La paix a régné pendant plusieurs décennies et c’est une fois encore à cause d’une pernicieuse manipulation de l’extérieur que l’équilibre géopolitique de la région a été rompu. Néanmoins une certaine léthargie a gagné les instances de l’organisation expliquée essentiellement par l’hétérogénéité des conditions socio-économiques et une désorientation des idéaux politiques qui auraient pu alimenter en l’unité fondamentale de la culture africaine même si elle est distribuée en autant de sous-cultures selon leur insertion dans une histoire particulière.
La manipulation des coups d’Etats et l’absence d’une vision politique commune: qui, face à la conduite des Etats bien que souverains dans leur prise des décisions nationales, aurait dû se plier à une éthique, une attitude de gestion conforme à cette transcendance, en est l’illustration.

Le changement de dénomination en Union africaine, une proximité euphonique avec l’Union européenne, ne sont pas éloignés de ce constat de carence. D’une part, l’émergence de Kadhafi qui va mobiliser l’organisation et l’opinion africaine sur le thème de l’unification rapide du continent. Cette stratégie élaborée par Tripoli a bénéficié d’une grosse mise en milliards de dollars mais le résultat escompté à moyen terme ne peut être envisagé car l’idée a suscité des divisions entre les souverainistes et autres thuriféraires.
D’autre part, l’Union africaine (UA) a apporté des modifications de structure notamment en ce qui concerne le remplacement du Secrétaire Général par la Présidence de la Commission, faisant en sorte que l’UA a désormais un visage. L’exécutif est mieux étoffé et bénéficie du nouvel environnement international auquel, depuis la fin de la guerre froide, l’Afrique doit une sorte d’aggiornamento politique.

La tendance est désormais fixée: le pouvoir ne se prend plus par les armes mais par la voie des urnes. Les quelques baroudeurs qui se sont essayés à rompre cette loi d’airain (les cas de la Mauritanie et de la Guinée) ont été marqués aux fers rouges avec l’appui de la Communauté Internationale. Sur le plan du développement des relations avec des tiers dans le cadre bilatéral ou multilatéral, l’Afrique parle progressivement d’une seule voix.

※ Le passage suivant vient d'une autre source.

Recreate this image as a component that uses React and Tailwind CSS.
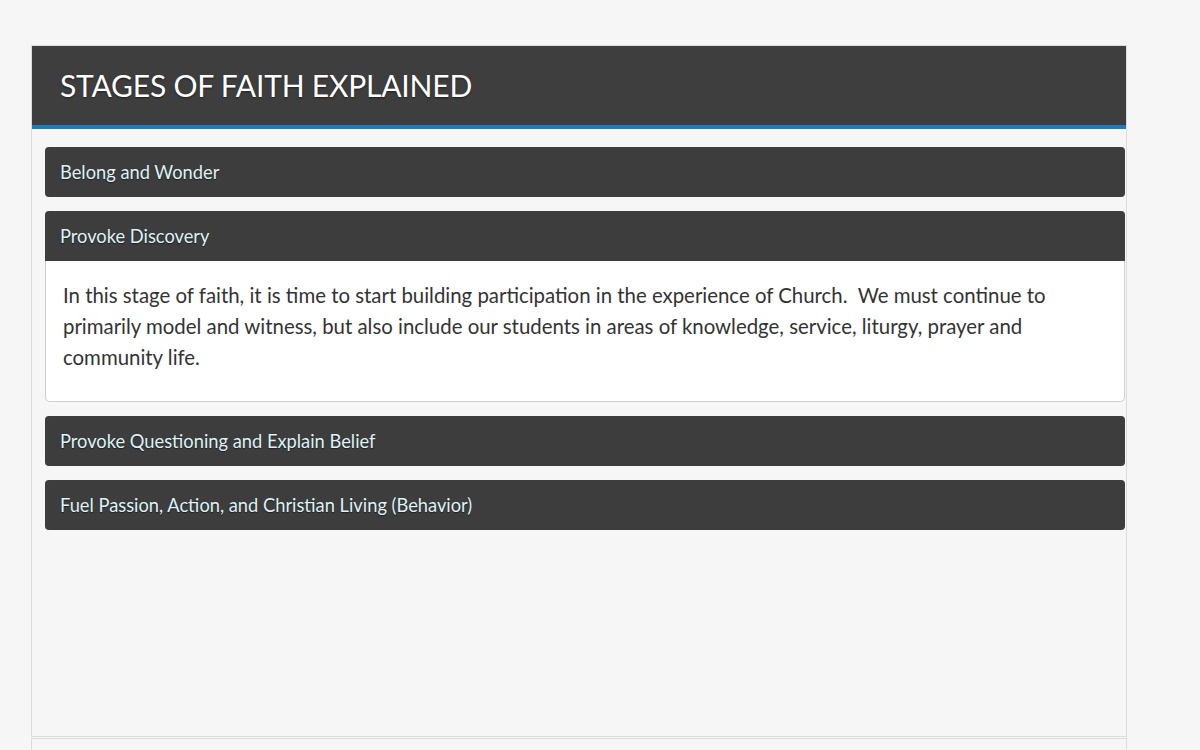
const stages = [
  { title: 'Belong and Wonder' },
  {
    title: 'Provoke Discovery',
    open: true,
    body: 'In this stage of faith, it is time to start building participation in the experience of Church.\u00a0 We must continue to primarily model and witness, but also include our students in areas of knowledge, service, liturgy, prayer and community life.',
  },
  { title: 'Provoke Questioning and Explain Belief' },
  { title: 'Fuel Passion, Action, and Christian Living (Behavior)' },
];

function StageItem({ title, body, open }) {
  return (
    <div>
      <div
        className={`h-[50px] flex items-center pl-[15px] pt-[2px] bg-[#3d3d3d] text-[#dff2f6] text-[18.3px] ${open ? 'rounded-t-[4px]' : 'rounded-[4px]'}`}
        style={{ textShadow: '0 1px 1px rgba(0,0,0,0.5)' }}
      >
        {title}
      </div>
      {open && (
        <div className="bg-white border border-t-0 border-[#cfcfcf] rounded-b-[5px] pl-[17px] pr-4 pt-[19px] pb-[28px] text-[20.4px] leading-[31px] text-[#333]">
          {body}
        </div>
      )}
    </div>
  );
}

export default function App() {
  return (
    <div className="min-h-[750px] bg-[#f6f6f6] pt-[45px] pl-[31px] font-['Lato',sans-serif]">
      <div className="w-[1096px] h-[692px] border border-[#dcdcdc] bg-[#f6f6f6]">
        <div className="h-[83px] bg-[#3e3e3e] border-b-4 border-[#1b7cc1] flex items-center pl-[28px]">
          <h1
            className="text-white text-[30px] font-normal tracking-[-0.2px]"
            style={{ textShadow: '0 1px 2px rgba(0,0,0,0.5)' }}
          >
            STAGES OF FAITH EXPLAINED
          </h1>
        </div>
        <div className="pt-[18px] pl-[13px] pr-px flex flex-col gap-[14px]">
          {stages.map((s) => (
            <StageItem key={s.title} {...s} />
          ))}
        </div>
      </div>
      <div className="w-[1096px] h-[20px] mt-px border border-b-0 border-[#dcdcdc] bg-[#f6f6f6]" />
    </div>
  );
}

L’exemple le plus clair a été fourni lors du dernier sommet de Copenhague. Les Africains sont parvenus à leurs fins du moins dans les limites des promesses de fonds dégageables à court terme faites par les pays du G20. En tout état de cause, l’Union africaine qui aux dires de Mr Jean Ping, Président de la Commission, n’a pas de remèdes à tout, apporte néanmoins, quelques gages pour l’avenir. Notamment le fait que les Africains sont capables de se déterminer dès lors qu’ils agissent avec sagesse. Les Afro-pessimistes n’ont qu’à bien se tenir.